52. The Judeans said to him, “Now we know for sure that you have a demon! Avraham died, and so did the prophets; yet you say, ‘Whoever obeys my teaching will never taste death.’
53. Avraham avinu died; you aren’t greater than he, are you? And the prophets also died. Who do you think you are?”
54. Yeshua answered, “If I praise myself, my praise counts for nothing. The One who is praising me is my Father, the very one about whom you keep saying, ‘He is our God.’
55. Now you have not known him, but I do know him; indeed, if I were to say that I don’t know him, I would be a liar like you! But I do know him, and I obey his word.
56. Avraham, your father, was glad that he would see my day; then he saw it and was overjoyed.”
57. “Why, you’re not yet fifty years old,” the Judeans replied, “and you have seen Avraham?”
58. Yeshua said to them, “Yes, indeed! Before Avraham came into being, I AM!”
59. At this, they picked up stones to throw at him; but Yeshua was hidden and left the Temple grounds.

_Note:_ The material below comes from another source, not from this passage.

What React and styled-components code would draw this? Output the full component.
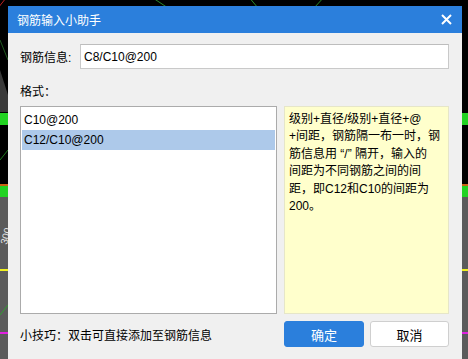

You're not yet fifty years old. The implication is that he appears close enough to fifty for the statement to be meaningful as a reasonable upper limit to his estimated age; yet we know that he was "about thirty" when he began his public ministry (Lk 3:23) and that his ministry lasted no longer than three years. Conclusion: he must have looked older than he was. Other commentators take fifty as the upper limit of the active life span, as, for example, in Numbers 4:3, 39; 8:24-25; but to me this seems arbitrary and irrelevant to the context.

Before Avraham came into being, I AM. This and 10:30 are Yeshua's clearest self-pronouncements of his divinity. On "I AM" see 4:26N. It was very clear to the Judeans exactly what Yeshua's claim was, because they immediately took up stones to put him to death (v. 59) for blasphemy. Claiming to be God and, specifically, pronouncing God's name (as Yeshua had just done) were punishable by death (Leviticus 24:15-16 and Mishna Sanhedrin 7:5, "The blasphemer is not guilty until he pronounces the Name.").